O momento presente é a inanição. Tomado por representações e ficções, pela mercadorização das relações sociais e pela criação de suas fantasmagorias, o sujeito autônomo se desfaz. Diluída e perdida em labirintos de informações, a imaginação torna-se direcionada à integração e cooptada pela produção de não verdades, ou de pós-verdades. A aceitação da ciência e o debate científico e comunitário transformam-se em debate contra a ciência. O mesmo vale para a política: para ela, é necessário também mudar a história, vê-la como verdade imutável produzida intencionalmente por grupos, e, para que não haja vencedores e vencidos, apaga-se suas evidências. Sutilmente, a imaginação do presente impulsionada ao futuro, da qual falava Foucault, vai desaparecendo, porque se apaga o passado e se inabilita de sentido o presente.

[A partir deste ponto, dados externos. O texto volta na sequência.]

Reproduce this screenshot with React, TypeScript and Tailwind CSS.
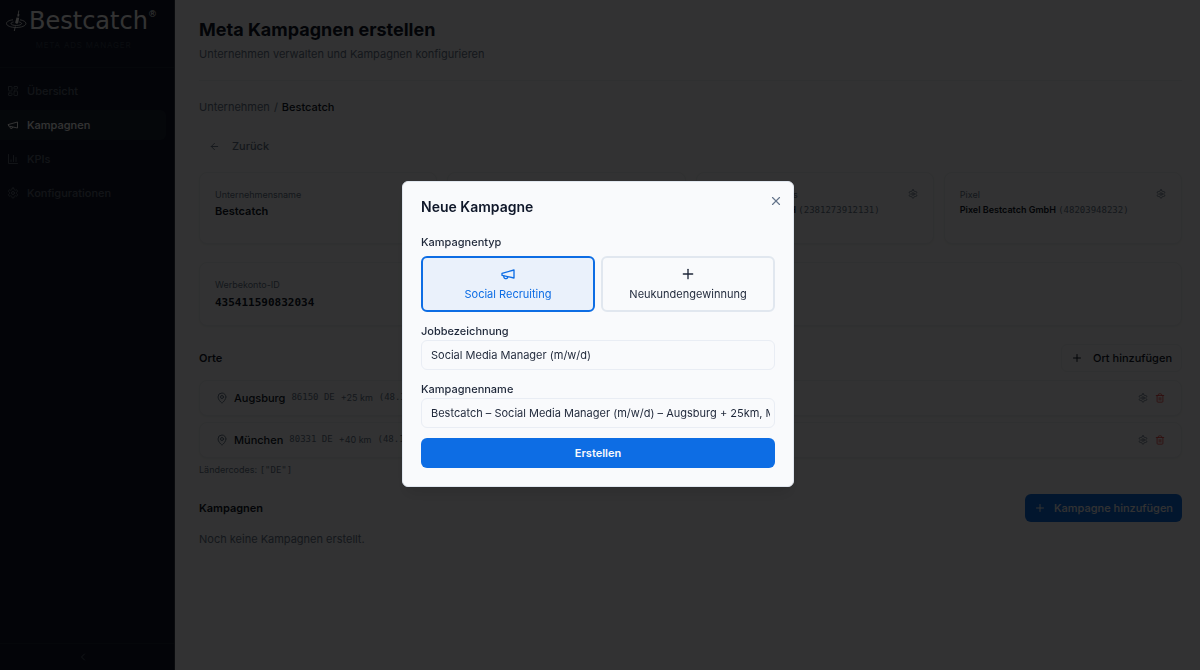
import { useState } from 'react'
import type { ReactNode } from 'react'
import { ArrowLeft, ChevronLeft, LayoutDashboard, MapPin, Plus, Trash2, X } from 'lucide-react'

type IconProps = { className?: string }

function Icon({ className, children }: IconProps & { children: ReactNode }) {
  return (
    <svg
      viewBox="0 0 24 24"
      fill="none"
      stroke="currentColor"
      strokeWidth={2}
      strokeLinecap="round"
      strokeLinejoin="round"
      className={className}
      aria-hidden="true"
    >
      {children}
    </svg>
  )
}

function Megaphone({ className }: IconProps) {
  return (
    <Icon className={className}>
      <path d="m3 11 18-5v12L3 14v-3z" />
      <path d="M11.6 16.8a3 3 0 1 1-5.8-1.6" />
    </Icon>
  )
}

function BarChart({ className }: IconProps) {
  return (
    <Icon className={className}>
      <path d="M3 3v18h18" />
      <path d="M18 17V9" />
      <path d="M13 17V5" />
      <path d="M8 17v-3" />
    </Icon>
  )
}

function Gear({ className }: IconProps) {
  return (
    <Icon className={className}>
      <path d="M12.22 2h-.44a2 2 0 0 0-2 2v.18a2 2 0 0 1-1 1.73l-.43.25a2 2 0 0 1-2 0l-.15-.08a2 2 0 0 0-2.73.73l-.22.38a2 2 0 0 0 .73 2.73l.15.1a2 2 0 0 1 1 1.72v.51a2 2 0 0 1-1 1.74l-.15.09a2 2 0 0 0-.73 2.73l.22.38a2 2 0 0 0 2.73.73l.15-.08a2 2 0 0 1 2 0l.43.25a2 2 0 0 1 1 1.73V20a2 2 0 0 0 2 2h.44a2 2 0 0 0 2-2v-.18a2 2 0 0 1 1-1.73l.43-.25a2 2 0 0 1 2 0l.15.08a2 2 0 0 0 2.73-.73l.22-.39a2 2 0 0 0-.73-2.73l-.15-.08a2 2 0 0 1-1-1.74v-.5a2 2 0 0 1 1-1.74l.15-.09a2 2 0 0 0 .73-2.73l-.22-.38a2 2 0 0 0-2.73-.73l-.15.08a2 2 0 0 1-2 0l-.43-.25a2 2 0 0 1-1-1.73V4a2 2 0 0 0-2-2z" />
      <circle cx="12" cy="12" r="3" />
    </Icon>
  )
}

// Fishing float on rippling water
function LogoMark() {
  return (
    <svg viewBox="0 0 22 24" className="h-6 w-[22px]" fill="none" stroke="currentColor" aria-hidden="true">
      <path d="M8 10.800C4 11.300 1.500 12.700 1.500 14.500c0 2.300 4.300 4 9.700 4s9.700-1.700 9.700-4c0-1.800-2.400-3.100-5.900-3.700" strokeWidth="0.8" />
      <path d="M8.500 13c-1.500.3-2.500.8-2.500 1.500 0 1.100 2.400 2 5.300 2s5.300-.9 5.300-2c0-.7-1-1.200-2.500-1.500" strokeWidth="0.8" />
      <path d="M13.800 1.500 13.300 5M10.300 17.500 9.300 22" strokeWidth="0.9" />
      <path d="M12.600 5h1.800l-.3 2.600h-1.800zM11.500 8.500l2.700.3-1 5.200c-.5 1.200-3 .9-3-.4z" fill="currentColor" stroke="none" />
    </svg>
  )
}

const navItems = [
  { label: 'Übersicht', icon: LayoutDashboard, active: false },
  { label: 'Kampagnen', icon: Megaphone, active: true },
  { label: 'KPIs', icon: BarChart, active: false },
  { label: 'Konfigurationen', icon: Gear, active: false },
]

const accounts = [
  { label: 'Unternehmensname', value: 'Bestcatch', id: '' },
  { label: 'Facebook-Seite', value: 'Bestcatch', id: '' },
  { label: 'Instagram-Accounts', value: 'IG Bestcatch GmbH', id: '2381273912131' },
  { label: 'Pixel', value: 'Pixel Bestcatch GmbH', id: '48203948232' },
]

const places = [
  { name: 'Augsburg', zip: '86150', radius: '+25 km', coords: '(48.3705, 10.8978)' },
  { name: 'München', zip: '80331', radius: '+40 km', coords: '(48.1351, 11.5820)' },
]

function Sidebar() {
  return (
    <aside className="sticky top-0 flex h-screen w-[175px] shrink-0 flex-col border-r border-[#333a48] bg-[#0f1729]">
      <div className="flex h-[68px] flex-col border-b border-[#1d2636] pt-2 pl-[5px]">
        <div className="flex items-center gap-0.5 text-white">
          <LogoMark />
          <span className="flex font-['DejaVu_Sans'] text-2xl leading-[26px]">
            Bestcatch
            <span className="text-[9px] leading-3">®</span>
          </span>
        </div>
        <p className="pt-1.5 pr-3 text-center text-[8px] leading-[10px] tracking-widest text-[#343d4f]">META ADS MANAGER</p>
      </div>
      <nav className="flex flex-1 flex-col gap-1 pt-2 pr-2">
        {navItems.map(({ label, icon: NavIcon, active }) => (
          <a
            key={label}
            href="#"
            aria-current={active ? 'page' : undefined}
            className={
              active
                ? 'flex h-[30px] items-center gap-2 rounded-r-md bg-[#1d2636] pl-[7px] text-[11px] font-medium text-white'
                : 'flex h-[30px] items-center gap-2 rounded-r-md pl-[7px] text-[11px] font-medium text-[#5c6575]'
            }
          >
            <NavIcon className="size-3" />
            {label}
          </a>
        ))}
      </nav>
      <button aria-label="Menü einklappen" className="flex h-[27px] items-center justify-center border-t border-[#1d2636] pr-2 text-[#5c6575]">
        <ChevronLeft className="size-3" />
      </button>
    </aside>
  )
}

function AccountCard({ label, value, id }: { label: string; value: string; id: string }) {
  return (
    <div className="flex h-[72px] items-start justify-between rounded-lg border border-[#e9edf4] bg-[#fafbfd] px-[15px] pt-4 shadow-xs">
      <div>
        <p className="text-[9px] leading-3 text-[#65758b]">{label}</p>
        {id ? (
          <p className="mt-[3px] text-[9px] leading-3 font-semibold whitespace-nowrap text-[#0f1729]">
            {value} <span className="font-['DejaVu_Sans_Mono'] font-normal text-[#65758b]">({id})</span>
          </p>
        ) : (
          <p className="mt-0.5 text-[11px] leading-4 font-semibold text-[#0f1729]">{value}</p>
        )}
      </div>
      {id && (
        <button aria-label={`${label} bearbeiten`} className="text-[#65758b]">
          <Gear className="size-2.5" />
        </button>
      )}
    </div>
  )
}

function CampaignDialog({ onClose }: { onClose: () => void }) {
  const [type, setType] = useState('recruiting')
  const [job, setJob] = useState('Social Media Manager (m/w/d)')
  const [name, setName] = useState('Bestcatch – Social Media Manager (m/w/d) – Augsburg + 25km, München + 40km')

  const typeClass = (selected: boolean) =>
    selected
      ? 'flex h-14 flex-col items-center justify-center gap-1 rounded-md border-2 border-[#0d6de4] bg-[#eaf1fb] text-[11px] leading-4 text-[#0d6de4]'
      : 'flex h-14 flex-col items-center justify-center gap-1 rounded-md border-2 border-[#e1e7ef] text-[11px] leading-4 text-[#1e2739]'

  return (
    <div className="fixed inset-0 flex items-center justify-center bg-black/80 pr-1 pb-0.5">
      <div
        role="dialog"
        aria-modal="true"
        aria-labelledby="dialog-title"
        className="relative w-[392px] rounded-md border border-[#e1e7ef] bg-[#f9fafc] p-[18px] text-[#1e2739] shadow-lg"
      >
        <button aria-label="Schließen" onClick={onClose} className="absolute top-2.5 right-2 p-0.5 text-[#65758b]">
          <X className="size-3.5" />
        </button>
        <h2 id="dialog-title" className="text-sm leading-[14px] font-semibold text-[#0f1729]">
          Neue Kampagne
        </h2>

        <p id="type-label" className="mt-[22px] text-[11px] leading-3 font-medium">
          Kampagnentyp
        </p>
        <div role="group" aria-labelledby="type-label" className="mt-2 grid grid-cols-2 gap-1.5">
          <button
            aria-pressed={type === 'recruiting'}
            onClick={() => setType('recruiting')}
            className={typeClass(type === 'recruiting')}
          >
            <Megaphone className="size-4" />
            Social Recruiting
          </button>
          <button
            aria-pressed={type === 'customers'}
            onClick={() => setType('customers')}
            className={typeClass(type === 'customers')}
          >
            <Plus className="size-4" />
            Neukundengewinnung
          </button>
        </div>

        <label htmlFor="job" className="mt-3 block text-[11px] leading-[14px] font-medium">
          Jobbezeichnung
        </label>
        <input
          id="job"
          value={job}
          onChange={(e) => setJob(e.target.value)}
          className="mt-0.5 block h-[30px] w-full rounded-md border border-[#e9edf4] pr-1 pl-[9px] text-[11px]"
        />

        <label htmlFor="name" className="mt-3 block text-[11px] leading-[14px] font-medium">
          Kampagnenname
        </label>
        <input
          id="name"
          value={name}
          onChange={(e) => setName(e.target.value)}
          className="mt-0.5 block h-[30px] w-full rounded-md border border-[#e9edf4] pr-1 pl-[9px] text-[11px]"
        />

        <button className="mt-2.5 h-[30px] w-full rounded-md bg-[#0d6de4] text-[11px] font-semibold text-[#f9fafc]">
          Erstellen
        </button>
      </div>
    </div>
  )
}

export default function App() {
  const [open, setOpen] = useState(true)

  return (
    <div className="flex min-h-screen bg-[#f9fafc] font-['Inter',sans-serif] text-[#0f1729]">
      <Sidebar />

      <main className="min-w-0 flex-1 pr-[18px] pb-6 pl-6">
        <header className="border-b border-[#e9edf4] pt-[18px] pb-[18px]">
          <h1 className="text-lg leading-6 font-bold">Meta Kampagnen erstellen</h1>
          <p className="mt-1 text-[11px] leading-4 text-[#65758b]">Unternehmen verwalten und Kampagnen konfigurieren</p>
        </header>

        <nav aria-label="Breadcrumb" className="mt-[18px] flex gap-1 text-[11px] leading-4 text-[#65758b]">
          <a href="#">Unternehmen</a>
          <span>/</span>
          <span className="font-medium text-[#0f1729]">Bestcatch</span>
        </nav>

        <button className="mt-[17px] flex h-7 items-center gap-3 px-2.5 text-[11px] font-medium text-[#65758b]">
          <ArrowLeft className="size-[11px]" />
          Zurück
        </button>

        <section className="mt-3 grid grid-cols-4 gap-2.5">
          {accounts.map((account) => (
            <AccountCard key={account.label} {...account} />
          ))}
        </section>

        <section className="mt-[18px] h-16 rounded-lg border border-[#e9edf4] bg-[#fafbfd] px-[15px] pt-4 shadow-xs">
          <p className="text-[9px] leading-3 text-[#65758b]">Werbekonto-ID</p>
          <p className="mt-1 font-['DejaVu_Sans_Mono'] text-[11px] leading-4 font-bold">435411590832034</p>
        </section>

        <section className="mt-[18px]">
          <div className="flex items-center justify-between">
            <h2 className="text-[11px] font-semibold">Orte</h2>
            <button className="flex h-7 items-center gap-2.5 rounded-md border border-[#e9edf4] px-[9px] text-[11px] font-medium">
              <Plus className="size-3" />
              Ort hinzufügen
            </button>
          </div>
          <ul className="mt-2 flex flex-col gap-1.5">
            {places.map((place) => (
              <li
                key={place.name}
                className="flex h-9 items-center justify-between rounded-lg border border-[#e9edf4] bg-[#fafbfd] px-4 shadow-xs"
              >
                <div className="flex items-center gap-1.5 text-[9px] text-[#65758b]">
                  <MapPin className="size-3" />
                  <span className="text-[11px] font-medium text-[#0f1729]">{place.name}</span>
                  <span className="font-['DejaVu_Sans_Mono']">{place.zip} DE</span>
                  <span>{place.radius}</span>
                  <span className="font-['DejaVu_Sans_Mono']">{place.coords}</span>
                </div>
                <div className="flex items-center gap-[7px]">
                  <button aria-label={`${place.name} bearbeiten`} className="text-[#65758b]">
                    <Gear className="size-2.5" />
                  </button>
                  <button aria-label={`${place.name} löschen`} className="text-[#ef4343]">
                    <Trash2 className="size-2.5" />
                  </button>
                </div>
              </li>
            ))}
          </ul>
          <p className="mt-1.5 text-[9px] leading-3 text-[#65758b]">
            Ländercodes: <span className="font-['DejaVu_Sans_Mono']">["DE"]</span>
          </p>
        </section>

        <section className="mt-[18px]">
          <div className="flex items-center justify-between">
            <h2 className="text-[11px] font-semibold">Kampagnen</h2>
            <button
              onClick={() => setOpen(true)}
              className="flex h-7 items-center gap-2 rounded-md bg-[#0d6de4] px-[9px] text-[11px] font-medium text-[#f9fafc]"
            >
              <Plus className="size-3" />
              Kampagne hinzufügen
            </button>
          </div>
          <p className="mt-[9px] text-[11px] leading-4 text-[#65758b]">Noch keine Kampagnen erstellt.</p>
        </section>
      </main>

      {open && <CampaignDialog onClose={() => setOpen(false)} />}
    </div>
  )
}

Não há medida que não possa ter contramedida, não há verdade que não possa ter uma pós-verdade: e esta passa agora a ser, portanto, a própria verdade. Nesse universo sem passado, os fatos, os discursos, as leis, as evidências e as descobertas são identificadas como a tentativa de imposição de uma visão de mundo, contrária a determinados valores sagrados, mas que identifica exatamente quais são. “O tempo passado é vivido da rememoração”, diria Walter Benjamin[3], não sendo nem vazio, nem homogêneo. A memória que entra em contato com o tempo presente é justamente o que permite a recusa das falsas verdades, é aquilo que desmascara falsos significados e nos coloca, novamente, diante da realidade, pois, assim, podemos saber como esta foi construída e quais são (ou serão) os seus sentidos e continuidades para o tempo presente.


[1] Sociólogo e Pesquisador. Doutor em Democracia no Século XXI pela Universidade de Coimbra. pabloera@gmail.com.

[2] Cf. Foucault, Michel. “O que são as Luzes”. In: Foucault, M. Ditos e Escritos II: Arqueologia das Ciências e História dos Sistemas de Pensamento. Rio de Janeiro: Forense, 2000, pp. 335-351. [3] Cf. Benjamin, Walter. “Sobre o conceito de História”. In: Benjamin, W. Obras Escolhidas: Magia e técnica, arte e política: ensaios sobre literatura e história da cultura. São Paulo: Brasiliense, 1994, p. 232.